At one point, Gerry complained that he’s all alone, the only one accused in the fire:

Gerry: “Whose idea was it in the first place?”

Merrill: “Don’t matter whose idea it was in the first place.”

Gerry: “I’m the one that’s here.”

Merrill: “That’s your fault, not mine.”

The calls didn’t net the smoking gun prosecutors had hoped for. Fire officials haven’t returned to Nag-A-Bon since November.

During his last interview with fire autorities, Merrill chose not to take investigators up on their offer to take a polygraph test. Instead, he invoked his right to an attorney.

Merrill’s attorney, Paul Weeks of Bangor, advised him not to talk to investigators because they would “twist his words around” to make it look like he was guilty, Ann Merrill said.

Weeks declined to comment for this article.

The fence

As the first anniversary of the fire approaches, the tiny stretch of Route 222 that joins Deseo and Nag-A-Bon remains a private purgatory.

Ann Merrill has asked the fire marshal and District Attorney’s Office to publicly clear her husband if they do not have the evidence to indict him.

Though it would be unusual, Roberts said his office would consider such a move given the publicity surrounding the case. Such an announcement would require Willard and Gerry to retract their story, or authorities to find solid evidence that Merrill was not involved.

That leaves the very real possibility that the mystery will never be unraveled.

For Hartwell and the other victims who lost horses in the blaze, the hunt for a third suspect is a search for meaning as well as justice.

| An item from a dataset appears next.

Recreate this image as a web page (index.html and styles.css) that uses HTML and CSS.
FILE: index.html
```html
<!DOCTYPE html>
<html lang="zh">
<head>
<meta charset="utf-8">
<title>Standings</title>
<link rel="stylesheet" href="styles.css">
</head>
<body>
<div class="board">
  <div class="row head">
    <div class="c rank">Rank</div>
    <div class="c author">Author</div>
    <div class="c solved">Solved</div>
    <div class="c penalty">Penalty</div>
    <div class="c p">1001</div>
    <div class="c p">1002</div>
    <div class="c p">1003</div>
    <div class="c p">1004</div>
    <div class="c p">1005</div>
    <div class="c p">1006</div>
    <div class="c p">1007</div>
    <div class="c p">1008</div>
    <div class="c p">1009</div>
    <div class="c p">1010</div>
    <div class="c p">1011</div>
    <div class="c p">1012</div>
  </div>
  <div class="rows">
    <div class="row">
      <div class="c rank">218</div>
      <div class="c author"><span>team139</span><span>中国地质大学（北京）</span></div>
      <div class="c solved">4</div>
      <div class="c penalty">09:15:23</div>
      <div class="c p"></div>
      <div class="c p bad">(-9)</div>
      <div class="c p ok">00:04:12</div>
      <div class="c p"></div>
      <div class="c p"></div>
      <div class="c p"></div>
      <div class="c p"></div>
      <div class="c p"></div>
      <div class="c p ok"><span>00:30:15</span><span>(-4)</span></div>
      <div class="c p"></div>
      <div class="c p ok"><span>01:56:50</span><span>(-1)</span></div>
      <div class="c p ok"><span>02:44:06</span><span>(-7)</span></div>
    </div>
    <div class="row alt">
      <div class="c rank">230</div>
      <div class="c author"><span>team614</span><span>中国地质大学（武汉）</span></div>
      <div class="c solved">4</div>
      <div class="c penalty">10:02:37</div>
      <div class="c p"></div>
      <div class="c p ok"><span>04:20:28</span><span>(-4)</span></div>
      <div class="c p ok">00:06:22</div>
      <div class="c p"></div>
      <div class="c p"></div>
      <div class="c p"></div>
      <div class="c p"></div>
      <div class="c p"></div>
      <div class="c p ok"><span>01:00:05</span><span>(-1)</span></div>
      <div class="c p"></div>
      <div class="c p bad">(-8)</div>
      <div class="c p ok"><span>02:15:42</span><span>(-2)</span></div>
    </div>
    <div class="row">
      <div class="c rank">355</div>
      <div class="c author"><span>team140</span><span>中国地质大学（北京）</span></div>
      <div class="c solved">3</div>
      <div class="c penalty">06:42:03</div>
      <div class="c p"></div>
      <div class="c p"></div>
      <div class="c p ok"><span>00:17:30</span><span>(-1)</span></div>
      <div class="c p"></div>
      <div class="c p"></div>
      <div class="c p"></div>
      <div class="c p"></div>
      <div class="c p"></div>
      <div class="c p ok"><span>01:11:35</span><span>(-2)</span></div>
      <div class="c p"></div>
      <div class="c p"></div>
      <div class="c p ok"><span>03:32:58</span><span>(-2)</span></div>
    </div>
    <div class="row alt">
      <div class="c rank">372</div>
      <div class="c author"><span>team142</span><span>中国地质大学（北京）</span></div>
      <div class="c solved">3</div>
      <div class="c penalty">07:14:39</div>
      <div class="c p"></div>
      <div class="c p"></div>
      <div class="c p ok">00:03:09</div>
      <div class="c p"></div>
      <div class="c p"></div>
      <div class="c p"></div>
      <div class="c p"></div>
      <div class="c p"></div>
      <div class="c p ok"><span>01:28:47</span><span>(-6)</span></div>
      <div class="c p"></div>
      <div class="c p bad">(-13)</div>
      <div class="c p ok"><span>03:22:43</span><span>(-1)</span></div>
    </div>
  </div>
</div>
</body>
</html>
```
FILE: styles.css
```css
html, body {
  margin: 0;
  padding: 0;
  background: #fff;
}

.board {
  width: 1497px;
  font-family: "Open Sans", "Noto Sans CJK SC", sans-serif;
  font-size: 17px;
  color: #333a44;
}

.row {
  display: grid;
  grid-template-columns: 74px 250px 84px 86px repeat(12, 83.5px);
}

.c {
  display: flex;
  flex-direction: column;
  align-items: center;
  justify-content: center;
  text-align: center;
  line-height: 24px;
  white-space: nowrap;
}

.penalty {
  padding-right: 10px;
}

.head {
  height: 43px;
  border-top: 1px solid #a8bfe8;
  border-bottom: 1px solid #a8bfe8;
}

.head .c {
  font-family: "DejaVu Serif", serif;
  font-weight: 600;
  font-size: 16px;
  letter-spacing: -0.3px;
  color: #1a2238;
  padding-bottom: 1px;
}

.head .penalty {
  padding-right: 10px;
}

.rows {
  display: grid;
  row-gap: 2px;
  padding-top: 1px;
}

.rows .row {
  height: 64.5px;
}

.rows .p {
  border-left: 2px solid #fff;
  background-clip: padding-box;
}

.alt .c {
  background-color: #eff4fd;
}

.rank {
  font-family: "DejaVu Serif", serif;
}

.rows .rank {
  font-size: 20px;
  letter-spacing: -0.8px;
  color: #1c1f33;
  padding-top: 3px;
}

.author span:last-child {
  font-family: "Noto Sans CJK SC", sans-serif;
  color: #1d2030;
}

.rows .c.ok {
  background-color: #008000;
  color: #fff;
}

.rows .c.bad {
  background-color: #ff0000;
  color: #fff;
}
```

In an interview, Hartwell looked at the Merrill farm and lamented, “If either one of us makes it through this sane, it will be a miracle.”

Similar words come from Nag-A-Bon.

For the Merrills, the waiting game has more immediate consequences. If Mark Merrill is indicted, it could mean separation from a husband and a father. If he is not, Merrill faces the prospect of living under a cloud that may never be vanquished in Stetson.

“It was a horrible, horrible thing that happened that night,” Ann Merrill said recently. “But there are plenty of innocent victims on this side of the fence, too.”